Among the perks of student life on modern college campuses are the cool apartment-style school housing facilities that sometimes supplant or supplement traditional corridor-style dorms — and not just at America’s richest universities.
These comparatively luxurious facilities, which often feature individual bathrooms, full kitchens, communal living spaces, and laundry rooms, are obviously attractive to students — but a new study suggests that they might also be responsible for lower grade point averages, at least among some first-year students.
The study, “The Hidden Structure: The Influence of Residence Hall Design on Academic Outcomes,” just published in the Journal of Student Affairs Research and Practice, examined data from an unnamed private liberal arts college in a Southern state covering a four-year period. The institution was chosen for study because it had recently constructed 30 new apartment-style residence halls but still maintained older dorms as well.
Researchers studied 5,537 first-year students, about 800 of them black, comparing the GPAs of conventional-dorm residents with those of students living in the new units. They found that white students lodged in traditional dorms had a very slightly higher GPA than their peers in the apartment facilities — an average 2.9 versus 2.8 — but that the performance of black students in the old-style units was substantially better. Their average GPA was 2.3, as opposed to 1.9 for apartment-dwellers.

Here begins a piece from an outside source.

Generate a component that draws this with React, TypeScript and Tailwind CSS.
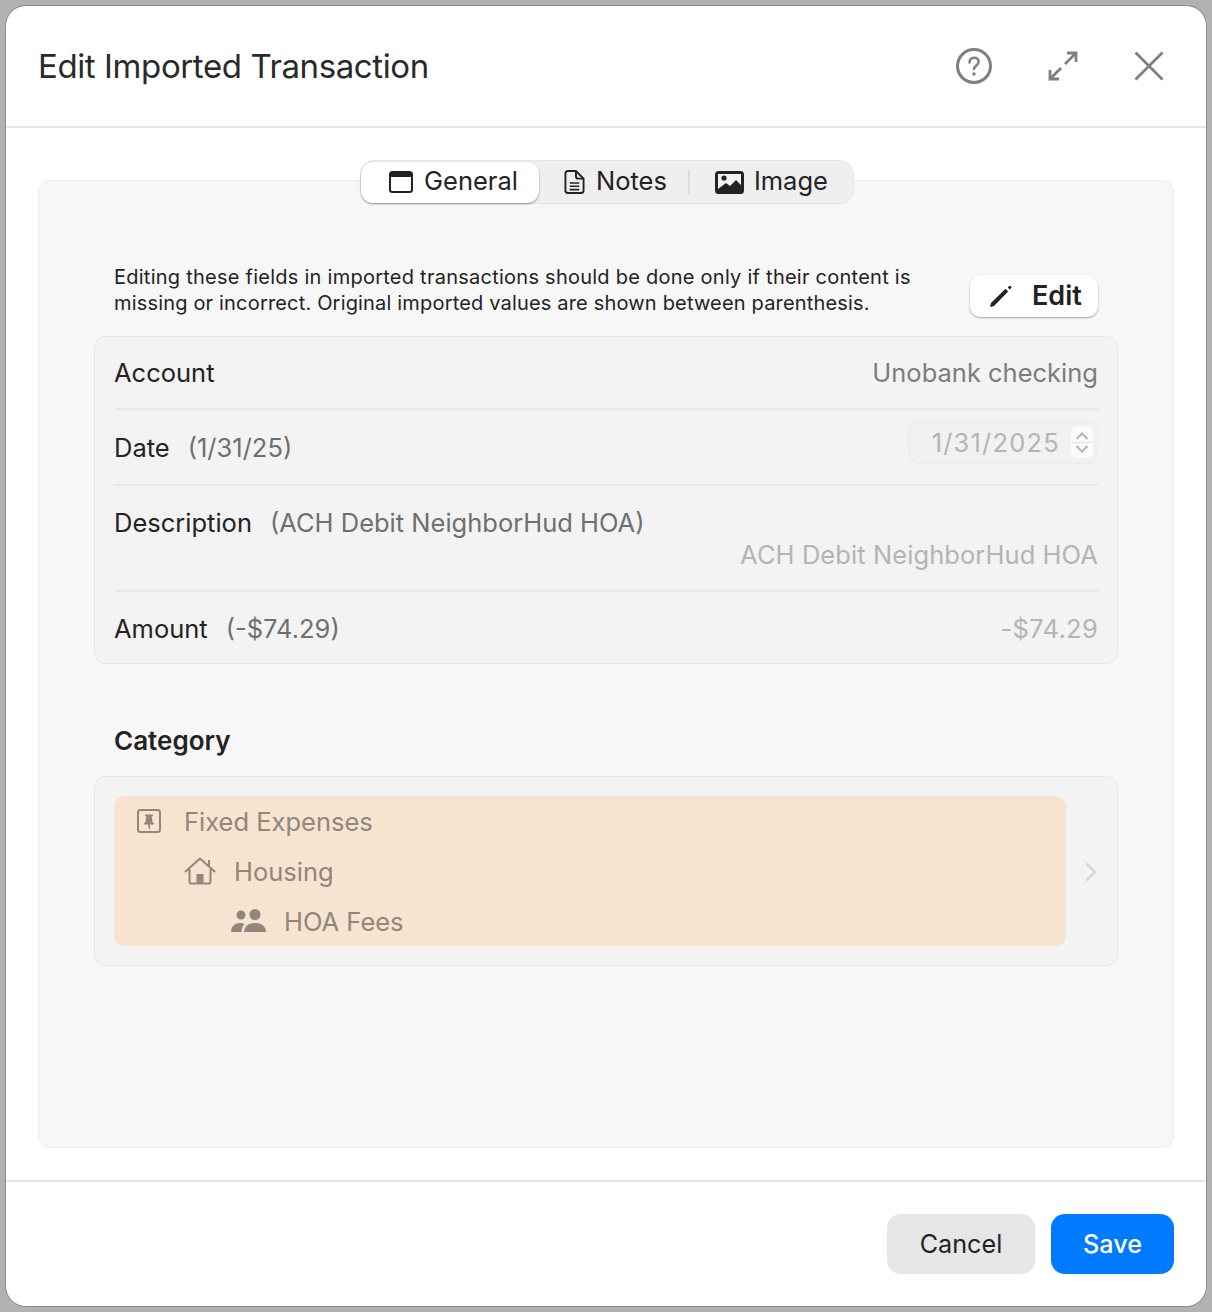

The new-style housing facilities “represent a distinct shift in philosophy from the communally focused corridor style,” according to the report, concentrating instead of “individualism and isolation.” Josh Brown of the University of Virginia, the lead author of the study, noted to the website Inside Higher Ed that the findings may apply only to first- or second-year students as they adapt to college life and expand their social circles, and that older students might benefit from the privacy that the apartment dorms provide.
The study also noted that some critics have identified the construction of lavish new residential buildings as “one of the primary contributors to the dramatic increase in the price of higher education in recent decades.” This may well be a factor for at least some of the U.S. colleges with the biggest tuition hikes.